People who pit Back The Blue voices against those who chant Black Lives Matter should study all 72 pages. Poorly functioning departments fail everyone, sworn officer and citizen alike.
Consider the finding that Minneapolis police are more likely to be injured if they unnecessarily escalate situations and turn to harsher use of force measures as a result.
State officials began two years of study shortly after Chauvin cravenly knelt on the neck of Floyd for more than nine minutes — all over a $20 counterfeit bill that Floyd had used at a neighborhood store.
For the study, more than 2,000 residents were interviewed. More than 700 hours of police body camera videos were viewed, along with 87 hours of police training and 480,000 pages from police and city officials, including an unraveling of 300 use-of-force files.
Racial disparities were found: “Although Black individuals comprise about 19% of the Minneapolis population, 63% of all use of force incidents that MPD officers recorded were against Black individuals.”
For those eager to offer up a litany of “yeah buts,” the study’s authors, guided by experts in the field, controlled for race. It compared incidents where the details were similar, such as the officer’s justifications for a stop, or if a weapon was involved.

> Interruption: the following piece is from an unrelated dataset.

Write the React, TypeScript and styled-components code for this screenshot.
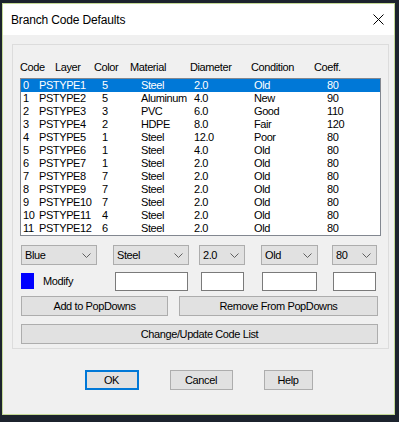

Over and over, race mattered in the outcomes. People of color, including many indigenous, were treated more harshly, and given less latitude.
And yet people wonder why communities of color distrust police.

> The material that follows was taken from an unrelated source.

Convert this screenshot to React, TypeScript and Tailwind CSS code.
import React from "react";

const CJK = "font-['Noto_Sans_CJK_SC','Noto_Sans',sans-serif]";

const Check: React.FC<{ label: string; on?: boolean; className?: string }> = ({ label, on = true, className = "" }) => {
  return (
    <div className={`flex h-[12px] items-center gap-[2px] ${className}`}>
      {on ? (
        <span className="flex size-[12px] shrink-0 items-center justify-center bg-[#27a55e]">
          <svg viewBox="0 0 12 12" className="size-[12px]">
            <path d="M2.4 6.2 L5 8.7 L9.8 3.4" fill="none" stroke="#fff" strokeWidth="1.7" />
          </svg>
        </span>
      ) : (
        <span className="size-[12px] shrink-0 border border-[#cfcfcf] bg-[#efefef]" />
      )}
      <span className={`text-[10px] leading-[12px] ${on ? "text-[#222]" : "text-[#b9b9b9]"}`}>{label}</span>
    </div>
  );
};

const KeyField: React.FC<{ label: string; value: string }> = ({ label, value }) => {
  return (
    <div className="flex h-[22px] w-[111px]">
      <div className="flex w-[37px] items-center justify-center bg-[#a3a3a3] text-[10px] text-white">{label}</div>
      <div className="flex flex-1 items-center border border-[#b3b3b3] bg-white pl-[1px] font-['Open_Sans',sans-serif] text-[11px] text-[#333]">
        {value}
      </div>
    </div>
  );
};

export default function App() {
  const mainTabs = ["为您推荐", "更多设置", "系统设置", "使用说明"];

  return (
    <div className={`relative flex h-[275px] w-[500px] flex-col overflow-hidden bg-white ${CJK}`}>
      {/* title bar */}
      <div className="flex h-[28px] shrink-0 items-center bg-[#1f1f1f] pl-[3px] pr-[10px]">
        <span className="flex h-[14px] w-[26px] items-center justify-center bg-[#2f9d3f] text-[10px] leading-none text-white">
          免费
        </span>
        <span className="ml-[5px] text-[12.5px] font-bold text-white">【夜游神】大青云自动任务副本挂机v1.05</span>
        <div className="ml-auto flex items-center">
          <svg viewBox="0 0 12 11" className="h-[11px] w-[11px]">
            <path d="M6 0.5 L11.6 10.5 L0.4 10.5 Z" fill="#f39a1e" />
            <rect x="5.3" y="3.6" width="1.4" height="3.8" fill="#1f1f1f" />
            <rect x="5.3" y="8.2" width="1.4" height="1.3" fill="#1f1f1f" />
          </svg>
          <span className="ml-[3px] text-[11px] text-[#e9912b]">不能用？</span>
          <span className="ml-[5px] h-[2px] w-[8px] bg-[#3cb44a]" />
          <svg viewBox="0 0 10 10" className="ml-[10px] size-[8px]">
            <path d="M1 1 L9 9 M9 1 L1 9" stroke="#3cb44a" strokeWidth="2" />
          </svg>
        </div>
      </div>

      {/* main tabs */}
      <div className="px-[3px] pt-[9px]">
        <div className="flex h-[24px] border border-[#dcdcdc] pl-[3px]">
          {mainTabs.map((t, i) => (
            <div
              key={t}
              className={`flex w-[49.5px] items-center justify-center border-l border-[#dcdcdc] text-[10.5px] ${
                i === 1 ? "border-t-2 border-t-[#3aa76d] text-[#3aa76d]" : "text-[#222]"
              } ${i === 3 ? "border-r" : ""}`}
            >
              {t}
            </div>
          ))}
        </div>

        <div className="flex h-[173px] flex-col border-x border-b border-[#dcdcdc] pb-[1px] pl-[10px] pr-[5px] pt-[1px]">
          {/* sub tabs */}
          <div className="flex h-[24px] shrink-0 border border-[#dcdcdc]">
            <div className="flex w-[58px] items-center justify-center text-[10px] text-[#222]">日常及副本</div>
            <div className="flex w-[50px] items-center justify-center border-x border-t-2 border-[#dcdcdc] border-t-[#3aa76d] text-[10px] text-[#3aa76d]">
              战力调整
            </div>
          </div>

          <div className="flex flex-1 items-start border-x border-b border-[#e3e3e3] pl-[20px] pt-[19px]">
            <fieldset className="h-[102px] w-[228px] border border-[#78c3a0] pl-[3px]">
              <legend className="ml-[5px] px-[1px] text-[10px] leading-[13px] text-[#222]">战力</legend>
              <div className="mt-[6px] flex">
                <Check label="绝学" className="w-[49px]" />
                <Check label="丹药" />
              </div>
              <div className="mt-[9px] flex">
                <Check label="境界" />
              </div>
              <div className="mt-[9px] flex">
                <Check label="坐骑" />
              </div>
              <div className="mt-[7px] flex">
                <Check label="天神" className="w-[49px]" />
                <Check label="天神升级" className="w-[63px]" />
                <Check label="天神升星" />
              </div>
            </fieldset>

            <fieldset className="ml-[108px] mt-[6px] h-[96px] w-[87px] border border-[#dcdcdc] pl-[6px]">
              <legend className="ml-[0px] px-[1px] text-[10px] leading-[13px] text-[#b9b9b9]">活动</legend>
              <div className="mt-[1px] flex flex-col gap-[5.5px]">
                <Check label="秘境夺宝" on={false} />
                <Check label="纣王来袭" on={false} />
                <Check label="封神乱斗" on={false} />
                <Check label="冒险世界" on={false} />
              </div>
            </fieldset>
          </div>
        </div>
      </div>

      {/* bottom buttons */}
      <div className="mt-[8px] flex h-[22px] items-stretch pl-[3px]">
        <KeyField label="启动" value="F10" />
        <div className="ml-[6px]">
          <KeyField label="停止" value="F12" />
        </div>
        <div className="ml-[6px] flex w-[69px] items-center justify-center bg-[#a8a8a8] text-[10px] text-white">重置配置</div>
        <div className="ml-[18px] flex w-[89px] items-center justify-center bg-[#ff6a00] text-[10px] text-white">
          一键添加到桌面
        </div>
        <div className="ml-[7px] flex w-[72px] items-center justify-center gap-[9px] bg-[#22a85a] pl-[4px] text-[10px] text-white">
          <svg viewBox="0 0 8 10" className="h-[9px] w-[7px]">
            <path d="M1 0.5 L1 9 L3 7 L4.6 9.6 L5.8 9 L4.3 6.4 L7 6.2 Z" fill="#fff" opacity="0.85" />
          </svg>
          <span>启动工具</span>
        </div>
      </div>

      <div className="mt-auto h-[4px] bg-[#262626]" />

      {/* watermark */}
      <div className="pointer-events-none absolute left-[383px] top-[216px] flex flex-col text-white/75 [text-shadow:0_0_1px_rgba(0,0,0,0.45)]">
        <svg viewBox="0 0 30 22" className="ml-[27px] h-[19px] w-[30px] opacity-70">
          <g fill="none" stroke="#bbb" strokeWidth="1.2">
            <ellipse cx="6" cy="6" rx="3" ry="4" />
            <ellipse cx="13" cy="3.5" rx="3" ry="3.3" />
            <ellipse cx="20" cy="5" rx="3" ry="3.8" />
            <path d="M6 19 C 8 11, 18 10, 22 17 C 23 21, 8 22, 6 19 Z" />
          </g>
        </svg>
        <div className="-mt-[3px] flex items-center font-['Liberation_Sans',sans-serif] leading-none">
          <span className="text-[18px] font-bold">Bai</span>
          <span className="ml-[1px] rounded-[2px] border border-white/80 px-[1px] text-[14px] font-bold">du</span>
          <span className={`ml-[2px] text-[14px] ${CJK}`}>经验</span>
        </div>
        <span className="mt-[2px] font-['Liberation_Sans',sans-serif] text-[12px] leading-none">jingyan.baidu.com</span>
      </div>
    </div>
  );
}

Similar comprehensive reports of other departments are the way forward.
Without a broad, nuanced look, solutions will be flimsy, or merely handouts to shut critics up.
The Minnesota study said so, just less bluntly: “Without fundamental organizational culture changes, reforming MPD’s policies, procedures, and trainings will be meaningless.”
Floyd’s murder was so sadistic, so brazen, that it became dismissible to some.
The idea that Chauvin was the one bad apple in an otherwise functioning department became common. The stance is comforting to those who don’t want to believe that police can do awful things to citizens. In reality, dysfunctional departments, poor training and a lack of oversight guarantee the perpetuation of these problems.
It’s past time to do the work. We need to uncover what might be deeply unsettling truths, along with avenues for reform, city-by-city across America.